Which lines contain the string "components"? Please list every one of them.

▽

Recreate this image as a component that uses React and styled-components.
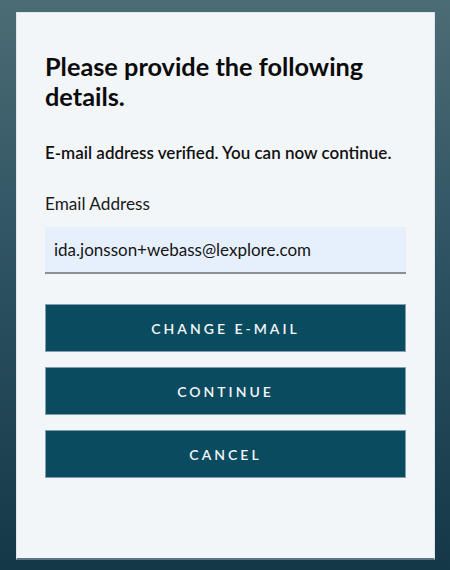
import styled, { createGlobalStyle } from "styled-components";

const GlobalStyle = createGlobalStyle`
  html, body {
    margin: 0;
    padding: 0;
    height: 100%;
  }
  body {
    font-family: "Lato", "Noto Sans", sans-serif;
    background: linear-gradient(180deg, #4c6c75 0%, #2b5060 50%, #143848 100%);
    min-height: 570px;
  }
`;

const Page = styled.div`
  padding: 12px 15px 10px 16px;
  box-sizing: border-box;
  height: 570px;
`;

const Card = styled.div`
  background: #f3f6f9;
  border: 1px solid #dfe6ea;
  border-bottom: 2px solid #5d7580;
  height: 100%;
  box-sizing: border-box;
  padding: 38px 28px 0 28px;
  display: flex;
  flex-direction: column;
`;

const Title = styled.h1`
  margin: 0;
  font-size: 25.3px;
  line-height: 30px;
  font-weight: 700;
  color: #0b0b0b;
  padding-right: 30px;
`;

const Notice = styled.p`
  margin: 30px 0 0 0;
  font-size: 17px;
  line-height: 24px;
  font-weight: 600;
  color: #111;
`;

const Label = styled.label`
  display: block;
  margin-top: 27px;
  font-size: 17.2px;
  line-height: 24px;
  color: #1a1a1a;
`;

const Input = styled.input`
  margin-top: 11px;
  width: 100%;
  box-sizing: border-box;
  height: 47px;
  border: none;
  border-bottom: 2px solid #8c8f93;
  background: #e6f0fd;
  padding: 0 9px;
  font-family: inherit;
  font-size: 17px;
  color: #151515;
  outline: none;
`;

const Actions = styled.div`
  margin-top: 30px;
  display: flex;
  flex-direction: column;
  gap: 15px;
`;

const Button = styled.button`
  height: 48px;
  width: 100%;
  background: #0b4b60;
  border: 1px solid #7f9fb0;
  color: #f4f7f9;
  font-family: inherit;
  font-size: 14px;
  font-weight: 600;
  letter-spacing: 3px;
  text-transform: uppercase;
  cursor: pointer;
`;

export default function App() {
  return (
    <>
      <GlobalStyle />
      <Page>
        <Card>
          <Title>Please provide the following details.</Title>
          <Notice>E-mail address verified. You can now continue.</Notice>
          <Label htmlFor="email">Email Address</Label>
          <Input id="email" type="email" defaultValue="ida.jonsson+webass@lexplore.com" />
          <Actions>
            <Button>Change e-mail</Button>
            <Button>Continue</Button>
            <Button>Cancel</Button>
          </Actions>
        </Card>
      </Page>
    </>
  );
}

△

= Task output =
Recreate this image as a component that uses React and styled-components.
import styled, { createGlobalStyle } from "styled-components";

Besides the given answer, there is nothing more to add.